The More Excellent Way, Part 13 — 1 Corinthians 8
Stonebrook Sunday AM, 4/26/26, Matt Heerema

Please turn with me to 1 Corinthians, chapter 8.

The Apostle Paul’s first letter to the Church in Corinth is a series of responses to a report he hears about how the church is doing (which is not well!), as well as ongoing correspondence he’s been having with them about issues of faith and life in which they’ve gotten way off track.

In the first several chapters, he shows them that they have gotten off track by developing factions among themselves over who had the better teacher. Some followed Paul, some Apollos, some Peter. They were dividing into ideological camps.

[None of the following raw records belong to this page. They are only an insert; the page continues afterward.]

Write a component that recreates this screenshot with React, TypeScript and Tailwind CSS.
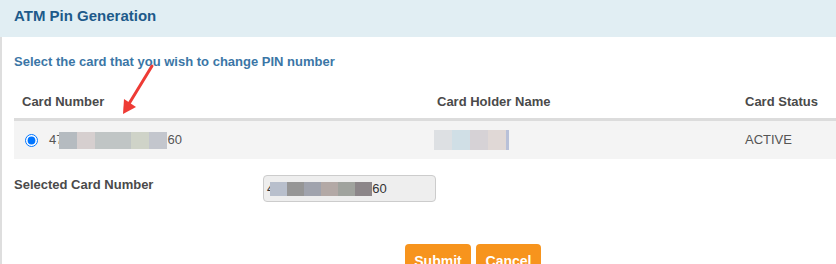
import React from 'react';

const font = { fontFamily: '"Liberation Sans", Arial, sans-serif' };

// redaction blocks (pixelated masks in the screenshot)
const cardMask = ['#b5bbc0', '#d6cfcf', '#c0c5c5', '#c0c5c5', '#cfd3c8', '#c3c6cd'];
const nameMask = ['#dde0e3', '#d0dfe6', '#d6d2d6', '#e0d8d6'];
const inputMask = ['#b8bfcc', '#969696', '#a0a3ad', '#b3a9a6', '#a0a39e', '#8c8689'];

function Mask({ colors, w, h }: { colors: string[]; w: string; h: string }) {
  return (
    <span className="inline-flex">
      {colors.map((c, i) => (
        <span key={i} className={`${w} ${h}`} style={{ backgroundColor: c }} />
      ))}
    </span>
  );
}

export default function App() {
  return (
    <div className="relative w-[836px] h-[264px] overflow-hidden bg-white" style={font}>
      <div className="h-[37px] bg-[#e1eef3] pl-[14px] pt-[5px]">
        <h1 className="text-[15px] font-bold text-[#1d5a8a]">ATM Pin Generation</h1>
      </div>

      <div className="h-[227px] border-l-2 border-[#dedede] pl-[12px] pt-[16px]">
        <p className="text-[13px] font-bold text-[#3b76a6] leading-[18px]">
          Select the card that you wish to change PIN number
        </p>

        <div className="mt-[10px] w-[900px] text-[13px] text-[#444]">
          <div className="flex h-[40px] items-end pb-[7px] border-b-[3px] border-[#dcdcdc] font-bold text-[#4a4a4a]">
            <div className="w-[415px] pl-[8px]">Card Number</div>
            <div className="w-[308px] pl-[8px]">Card Holder Name</div>
            <div className="pl-[8px]">Card Status</div>
          </div>
          <div className="flex h-[38px] items-center bg-[#f4f4f4] text-[#555]">
            <div className="w-[415px] pl-[11px] flex items-center">
              <input type="radio" defaultChecked className="w-[13px] h-[13px] accent-[#0075ff] m-0" />
              <span className="ml-[11px] flex items-center">
                47
                <span className="-ml-[4px] flex">
                  <Mask colors={cardMask} w="w-[18px]" h="h-[17px]" />
                </span>
                60
              </span>
            </div>
            <div className="w-[308px] pl-[5px] flex items-center">
              <Mask colors={nameMask} w="w-[18px]" h="h-[20px]" />
              <span className="w-[3px] h-[20px] bg-[#b8c0d8]" />
            </div>
            <div className="pl-[8px]">ACTIVE</div>
          </div>
        </div>

        <div className="flex mt-[16px]">
          <div className="w-[249px] text-[13px] font-bold text-[#4a4a4a]">Selected Card Number</div>
          <div className="w-[173px] h-[27px] bg-[#eeeeee] border border-[#cccccc] rounded-[4px] flex items-center pl-[3px] text-[13px] text-[#333]">
            4
            <span className="-ml-[4px] flex">
              <Mask colors={inputMask} w="w-[17px]" h="h-[14px]" />
            </span>
            60
          </div>
        </div>

        <div className="flex gap-[5px] mt-[42px] ml-[391px]">
          <button className="w-[66px] h-[30px] bg-[#f7941d] rounded-[4px] text-white font-bold text-[14px] pt-[3px] leading-none">
            Submit
          </button>
          <button className="w-[65px] h-[30px] bg-[#f7941d] rounded-[4px] text-white font-bold text-[14px] pt-[3px] leading-none">
            Cancel
          </button>
        </div>
      </div>

      {/* annotation arrow drawn on top of the screenshot */}
      <svg className="absolute left-0 top-0 pointer-events-none" width="836" height="264">
        <line x1="152" y1="66" x2="127" y2="107" stroke="#ee3b35" strokeWidth="3" strokeLinecap="round" />
        <polygon points="123,114 124,99 136,107" fill="#ee3b35" />
      </svg>
    </div>
  );
}
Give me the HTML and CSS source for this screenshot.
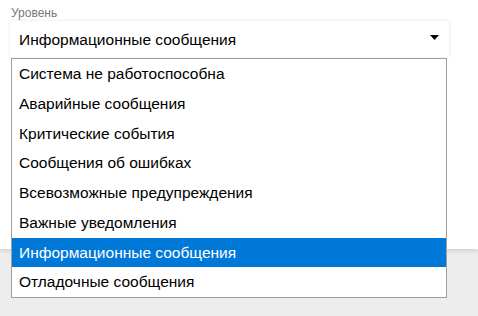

In chapter 5, they had gotten off track by letting immorality run rampant in the church with no correction. In chapter 6, they had gotten off track by taking each other to court over trivial matters, they had gotten off track in falling into a hedonist mindset. In chapter 7, they had pendulum swung into a much more religious feeling, but still off track asceticism error. Today’s passage will show them getting off track in the way they were applying their theology.

Paul is shepherding them back from all the ways they’ve gotten off the path, and today’s passage finally names the path the Christians of Corinth, and we today, are to walk on. The path of love.

To get into where today’s passage is coming from, imagine a brand new restaurant in town. It's become super popular. It has amazing food. The prices are always good. You can always get a good table. The vibes are immaculate. It's a fun place to be. And you have a job interview there. It’s a job you’ve really been wanting, and it seems that the only hope you have of getting it is to meet in this restaurant.

There's just one catch. There's a giant golden statue of a false god in the middle of the restaurant. That's the whole theme. And it's not just a theme as in The Rainforest Café. They're serious. Every time they brought out your meal, they also make a comment about the statue-god, and how gracious the statue-god is to provide the food for us.

Here's the thing, you're a Christian, and you know that this statue is of a god that doesn't actually exist. You know that the most high God, the triune God, the creator God of the universe, God the father of the son and the Holy Spirit, are the ones that actually created the food you're about to eat and, and also the waiters and waitresses that are serving it,

and also the chefs that prepared it. You are under no delusion that that golden statue represents a real god. And the food is good and the price is right. So what's the problem?

But you also know, that some of your fellow church members, can't stand the place precisely because of the golden statue. They have a history with gold statues. They used to be part of the Golden Statue Cult. They've recently gotten out of the Golden Statue Cult, and they are still processing it in their soul. They've been avoiding the restaurant because of their experience in the cult. You know that they consider the place off-limits. Dangerous. That it could pull them back in.

How should you, knowing about your brother or sister may very well feel very confused or even betrayed by your going to that restaurant?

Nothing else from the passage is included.